German pharmaceutical wholesaler Celesio AG, which posted a turnover of 21.6 billion euros last year, has decided not to acquire a majority stake in Russia's state-owned pharmacy giant Protek, which controls distribution, retail and production chains, citing possible nationalization as the main reason.
However, market players and experts said Celesio did not want to do business with a company involved in a corruption scandal involving Protek and Russia's Mandatory Medical Insurance Fund (FOMS).
FOMS executives were charged with accepting bribes from the heads of regional branches of the fund, and pharmaceutical and other commercial companies involved in distributing medication and medical equipment under a state-run program to provide free or subsidized drugs to low-income population groups.
On August 16, Moscow's Basmanny District Court issued an arrest warrant for Vitaly Smerdov, general director of the Protek Development Center, who has been charged with bribing FOMS officials.
In mid-October, Celesio said it wanted to buy Protek's distribution, retail and production chains worth an estimated $1-1.2 billion. The company's PR director Rainer Berghausen said the initial deal would be closed in December.
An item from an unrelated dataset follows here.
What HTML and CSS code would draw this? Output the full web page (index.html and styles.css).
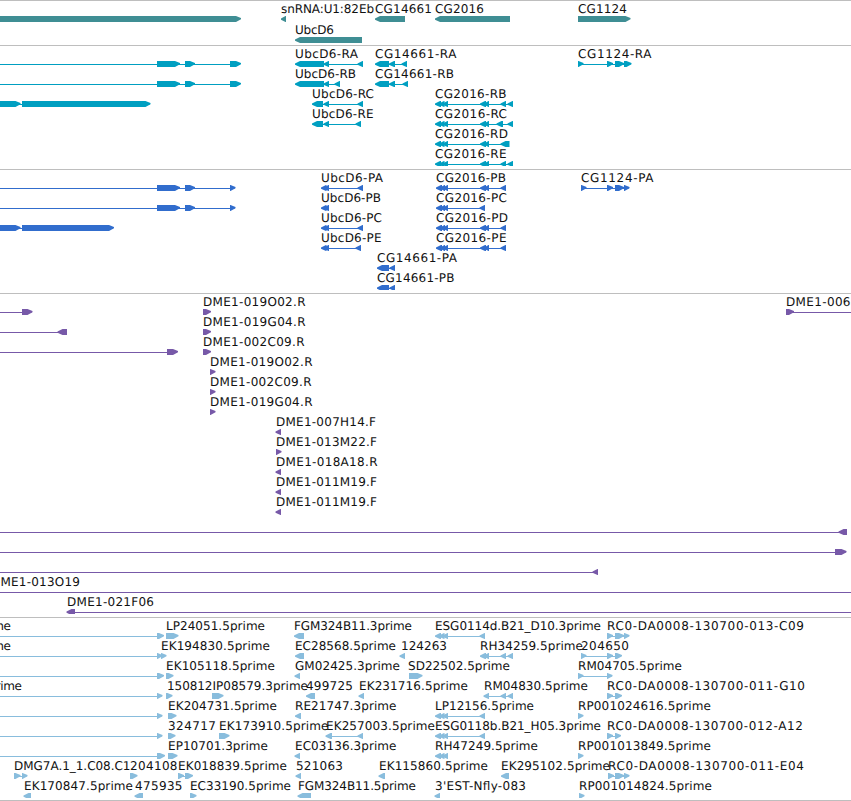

But Celesio CEO Dr. Fritz Oesterle later said the German company would not sign the relevant contract in mid-December, citing uncertainty over the possible nationalization of one of Russia's three leading pharmacy giants, including Protek.
Protek Group CEO Vadim Muzyayev said he was quite surprised by this groundless statement, and that the company was suspending bilateral talks pending an inquiry.
A source said the companies were unable to agree on the contract's price and on the sale of some Protek assets.
David Melik-Guseinov, head of marketing research department at the Pharmexpert Center for Market Studies, said the German company could resume talks with Protek next year.
Last year, the state-owned company Protek, comprising Rigla, the second largest pharmacy network in Russia, and the Protek Development Center and Sotex plant, posted $2.4 billion in profits.